One can, of course, imagine that all of these new web "scribblers" will create original works that have no relationship to previously circulating materials and in the process, a more participatory culture would displace broadcast media altogether, but that would contradict everything literary history might teach us about how human creativity operates. Authors have elaborated upon what has come before. In this new cultural economy, the most powerful materials will be those that command recognition around the globe and for the foreseeable future, those materials will originate within the mass media.

Media companies certainly have the right to profit from the investments they have made in our culture, but perhaps, they need to develop new models of how rents can be extracted from intellectual properties. The on-line book dealer, Amazon, for example, has helped to foster amateur discussions of books, creating an associates program which enabled web critics to get profit points from linking back to their corporate homepage. Amazon has discovered that building the basis for a new book culture helps, in the long run, to increase public awareness of and demand for books. Perhaps, media producers need to follow Amazon's example and find ways to transform media consumers from "copyright infringers" into niche marketers, active collaborators in the production of value from cultural materials, worthy "associates" helping to define the place of popular culture in an age of media convergence.

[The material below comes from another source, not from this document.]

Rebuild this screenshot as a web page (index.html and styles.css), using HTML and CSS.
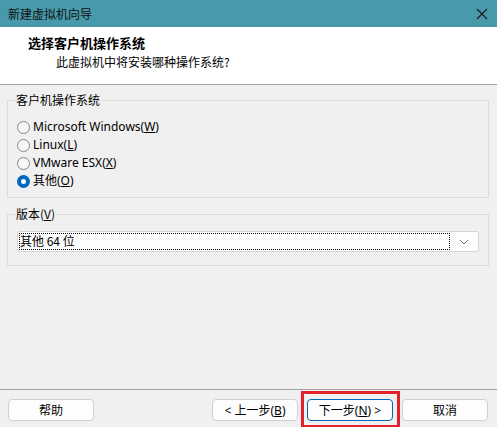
FILE: index.html
```html
<!DOCTYPE html>
<html lang="zh-CN">
<head>
  <meta charset="utf-8">
  <title>新建虚拟机向导</title>
  <link rel="stylesheet" href="styles.css">
</head>
<body>
  <div class="wizard">
    <div class="titlebar">
      <span class="title">新建虚拟机向导</span>
      <svg class="close" width="12" height="12" viewBox="0 0 12 12">
        <path d="M1 1 L11 11 M11 1 L1 11" stroke="#1a1a1a" stroke-width="1.1" fill="none"/>
      </svg>
    </div>

    <div class="header">
      <div class="heading">选择客户机操作系统</div>
      <div class="subheading">此虚拟机中将安装哪种操作系统?</div>
    </div>

    <div class="body">
      <fieldset class="group guest">
        <legend>客户机操作系统</legend>
        <label class="radio"><span class="dot"></span><span>Microsoft Windows(<u>W</u>)</span></label>
        <label class="radio"><span class="dot"></span><span>Linux(<u>L</u>)</span></label>
        <label class="radio"><span class="dot"></span><span>VMware ESX(<u>X</u>)</span></label>
        <label class="radio checked"><span class="dot"></span><span>其他(<u>O</u>)</span></label>
      </fieldset>

      <fieldset class="group version">
        <legend>版本(<u>V</u>)</legend>
        <div class="combo">
          <span class="combo-text">其他 64 位</span>
          <svg class="chevron" width="10" height="6" viewBox="0 0 10 6">
            <path d="M1 1 L5 5 L9 1" stroke="#707070" stroke-width="1" fill="none"/>
          </svg>
        </div>
      </fieldset>
    </div>

    <div class="footer">
      <button class="btn">帮助</button>
      <div class="nav">
        <button class="btn">&lt; 上一步(<u>B</u>)</button>
        <button class="btn primary">下一步(<u>N</u>) &gt;</button>
        <button class="btn">取消</button>
      </div>
      <div class="mark"></div>
    </div>
  </div>
</body>
</html>
```

FILE: styles.css
```css
* {
    margin: 0;
    padding: 0;
    box-sizing: border-box;
}

body {
    width: 497px;
    height: 427px;
    overflow: hidden;
    background: #f0f0f0;
    font-family: "Noto Sans", "Noto Sans CJK SC", sans-serif;
    font-size: 12px;
    color: #000;
}

.wizard {
    height: 427px;
    display: flex;
    flex-direction: column;
}

/* window caption */
.titlebar {
    height: 27px;
    background: #4799ab;
    display: flex;
    align-items: center;
    justify-content: space-between;
    padding: 0 9px 0 8px;
}

.title {
    font-family: "Noto Sans CJK SC", sans-serif;
    font-size: 12px;
    color: #111;
    line-height: 16px;
}

/* white banner with the step title */
.header {
    height: 58px;
    background: #fff;
    border-bottom: 1px solid #a0a0a0;
    padding: 7px 0 0 28px;
    font-family: "Noto Sans CJK SC", sans-serif;
}

.heading {
    font-size: 13px;
    font-weight: bold;
    line-height: 18px;
}

.subheading {
    padding-left: 28px;
    font-size: 12px;
    line-height: 18px;
    margin-top: 1px;
}

.body {
    padding: 7px 8px 0 7px;
}

.group {
    border: 1px solid #dcdcdc;
    padding: 0 9px;
    width: 482px;
}

.group legend {
    font-family: "Noto Sans CJK SC", sans-serif;
    line-height: 16px;
    padding: 0 1px;
    margin-left: -2px;
}

.guest {
    height: 106px;
    padding-top: 10px;
}

.radio {
    display: flex;
    align-items: center;
    height: 18px;
    gap: 3px;
    line-height: 16px;
}

.dot {
    width: 13px;
    height: 13px;
    border-radius: 50%;
    border: 1px solid #858585;
    background: #f7f7f7;
    flex: none;
}

.checked .dot {
    border: 4px solid #0067c0;
    background: #fff;
}

.version {
    margin-top: 8px;
    height: 60px;
    padding-top: 9px;
}

.combo {
    height: 21px;
    width: 462px;
    background: #fdfdfd;
    border: 1px solid #d5d5d5;
    border-radius: 2px;
    display: flex;
    align-items: center;
    justify-content: space-between;
    padding: 1px 9px 1px 1px;
}

.combo-text {
    flex: 1;
    height: 17px;
    line-height: 15px;
    padding-left: 1px;
    outline: 1px dotted #000;
    outline-offset: -1px;
    margin-right: 9px;
    font-family: "Noto Sans CJK SC", sans-serif;
}

/* button strip */
.footer {
    margin-top: auto;
    height: 38px;
    border-top: 1px solid #a0a0a0;
    display: flex;
    justify-content: space-between;
    align-items: flex-start;
    padding: 9px 9px 0 8px;
    position: relative;
}

.nav {
    display: flex;
    gap: 9px;
}

.btn {
    width: 86px;
    height: 22px;
    background: #fdfdfd;
    border: 1px solid #d0d0d0;
    border-radius: 4px;
    font-family: "Noto Sans", "Noto Sans CJK SC", sans-serif;
    font-size: 12px;
    color: #000;
}

.primary {
    border-color: #0067c0;
}

/* red highlight drawn around the next button */
.mark {
    position: absolute;
    left: 301px;
    top: 1px;
    width: 99px;
    height: 37px;
    border: 3px solid #e3202b;
}
```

For the past century, mass media has displaced traditional folk practices, has appropriated figures from folklore and displaced them with trademarked characters. Today, when we envision the Mad Hatter, we think not of a literary figure in the public domain but a cartoon character which Disney still licenses. Mass media has brought its stories into our homes and into our hearts. Contemporary mass media provides the central frame of cultural reference for our conversations and our fantasies. When we tell our own stories, they often involve encounters with media celebrities. When we recount our fantasies, they often involve fictional characters from our favorite films or television shows. When we start to speak with our friends, [[catch phrases]] from contemporary sitcoms and commercials roll off our tongues, much as Shakespeare and the Bible fell easily to the lips of an earlier generation. Let's face it -- media culture is our culture, and if we are going to use the resources of the web to tell stories that reflect our cultural experiences, we should anticipate that many of them will borrow heavily from the materials they have so aggressively marketed to us. As Jean Jambon, one of Carroll's 19th century imitators, explained, "It may be thought that in introducing a certain little lady ALICEnce has been taken. But royal personages are public property."